The rules of all Christian religious orders require that the monks, friars, brothers and nuns take vows of obedience, and a spiritual demeanor of humility is central to that vow. In order to practice humility, members of religious orders are frequently required to perform lowly tasks and physical labor that would appear demeaning and degrading to outsiders. As a Franciscan friar in training to become a priest, I cleaned latrines, peeled potatoes, hoed the garden, pulled weeds from sidewalk cracks, washed and folded laundry, and swept corridors. One can find exhortations to humility in the Rule of St. Benedict, Chapter 7. The Benedictine spiritual motto is Ora et labora (“Pray and do physical labor!”) and that includes the most humble tasks equally for the lowliest of novices to the most exalted of abbots. In Japanese Zen Buddhist monasteries those who aspire to satori (enlightenment) are often required by their spiritual masters to perform repetitive and seemingly utterly meaningless tasks, such as sweeping a spotlessly clean floor over and over again. The fact that members of the Sea Org, who take vows of service for a billion years, may be required to perform physical labor and menial and even humbling tasks, particularly as part of a period of rehabilitation or discipline, comes as no surprise to any scholar of religion.

Those in the monastic life, like the Cistercians and Trappists, often keep late night vigils, sleeping as little as three or four hours a night. During these vigils, the monks do ritual chanting and silent meditation. I lived this way for six years as a friar. During my novitiate year, I rose during the night at 12:30 a.m., chanted psalms for one hour, meditated for another hour, returned to bed, and rose for prayer again at 7:30 a.m. for more chanting and morning Mass. It is standard practice for Trappists to rise at 3:15 a.m. communal prayer and meditation. Many monks and nuns undertake even painful disciplines such as flagellation of the body on Fridays in commemoration of the flagellation of Jesus before his crucifixion. Eastern yogis even go to the extent of piercing the body with nails to demonstrate the mastery of the spirit over matter. Besides these spiritual disciplines, the practices of the Church of Scientology pale in comparison.

Members of different religious orders are often “locked in” at night and put under “surveillance” without being “imprisoned”. Monasteries and nunneries in the United States and throughout the world are locked at night. Cloistered sections in nunneries of the Discalced Carmelites and Poor Clares are even sealed off by secondary gates and barriers.
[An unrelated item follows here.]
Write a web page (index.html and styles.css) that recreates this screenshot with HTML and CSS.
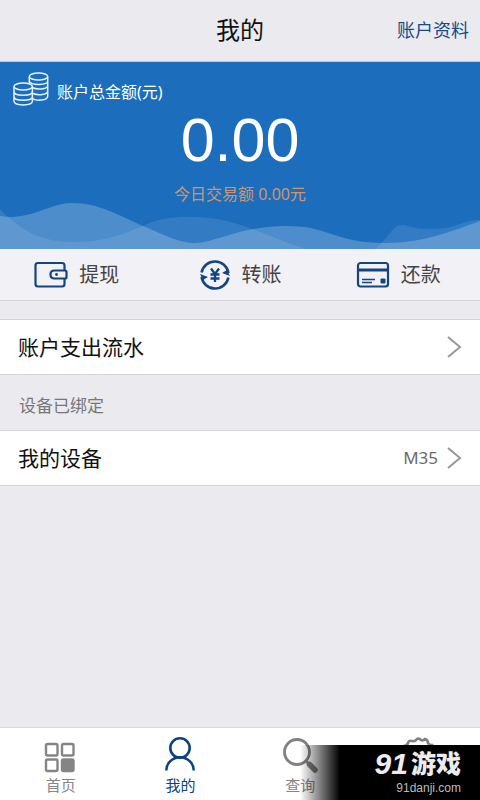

When novices undergo training and when errant monks and nuns are placed under restriction, they are closely supervised, kept under constant surveillance and even restricted to certain parts of the monastery itself. I experienced firsthand restriction and surveillance. The aim of restriction is to cut off the religious person from the distractions of the world so that they may attain spiritual light or reform errant ways.

As noted above, Scientology is not alone in seeking to excommunicate members who are unwilling to undergo the examinations, and ecclesiastical trials and procedures, and disciplines to regain full standing as a Church member. The Roman Catholic Church has a similar set of procedures for schismatic, heretical or otherwise aberrant members which are codified in the Code of Canon Law. Many Pietist Brethren churches such as the Amish and the Old Order Mennonites practice a form of ecclesiastical excommunication called “banning” or “shunning”. Excommunicates are completely cut off from the faith community and members are not allowed even to have business dealings with the shunned party. Futhermore, a spouse is prohibited from cohabiting with a banned partner.

In Scientology, Sea Org members, because of their greater commitment to the aims and goals of the religion, have historically been expected to live a more abstemious life than ordinary members. Some Christian religious orders, generally known as “monks” like the Benedictines and Cistercians, take vows of personal poverty, while the monastery may own buildings for prayer, study and worship and lands for tilling. Other religious orders, generally known as “friars” such as the Franciscans and Dominicans, take vows of absolute poverty, that is, they are not allowed to own anything as individuals or as a group in imitation of Jesus who possessed nothing. Friars have only the use of property; the real owner is the papacy. A Trappist monk lives in a bare cell, sleeps on a straw mattress with bare boards underneath, and possesses two habits and a set of work clothes. When I was a friar I performed many useful tasks, including teaching philosophy, working as a librarian, running a print shop, and doing outside buying for the friary. For this labor I received absolutely no wages other than room and board and the habit on my back. I had no money to go to movies, to shop outside for personal things, or to eat out on occasion. When I left the friary after six years I was given the sum of $500.00, a plane ticket and a suit. Compared to the practices of many other religious orders, the lifestyle and monetary arrangements in the Church of Scientology are, if anything, generous.

The fact of conflict between converts and their natal families and even first spouses is as old as religion itself. It was Jesus himself who said: “For I have come to set a man against his father and a daughter against her mother” (Matthew 10:35); and “Whoever loves father and mother more than me is not worthy of me; and whoever loves son or daughter more than me is not worthy of me” (Matthew 10:37). The cost of discipleship can be very high. Both St. Francis of Assisi and St. Thomas Aquinas, two of the most significant figures and saints in Catholicism, were kidnapped by their families, who tried to force them out of their way of life in their respective mendicant (“beggar”) orders. Separation from family is a normal practice in monastic life both for men and for women. Trappists, Carmelites, and Cistericians sometimes sever all ties with the outside world, including phone calls, mail, and visits. Hermits on Mt. Athos in Greece live in complete solitude and often do not even associate with fellow monks and hermits. When I was a Franciscan and doing my novitiate year, I could not speak with anyone outside the friary walls without explicit permission, I could receive one letter a month from my parents only, my mail was subject to perusal by the novice master and I was not allowed to attend the funeral of my grandfather. In First Corinthians 7:15, the Apostle Paul recommends that a converted woman be allowed to divorce and remarry in the faith if her first husband remains hostile to the faith. As noted above in para. 28, the Rule of St. Benedict threatens excommunication to any brother who associates with another excommunicated monk without the approval of the abbot lest such contact contaminate the brother’s spiritual life. The Old Order Mennonites and Amish require a spouse to shun the other if the latter has been put under the ban. Siddartha Gautama (ca. 563–483 B.C.E.), known to us as the Buddha, felt compelled to abandon father and mother, wife and children, and throne and dominion in order to pursue the path of enlightenment as an ascetic. The story of nearly every great conversion in religious history contains a theme of separation from a prior lifestyle and ties to worldly things, including family, that may retard or thwart spiritual progress. In comparison, Sea Org members’ contacts with the outside world are moderate to liberal.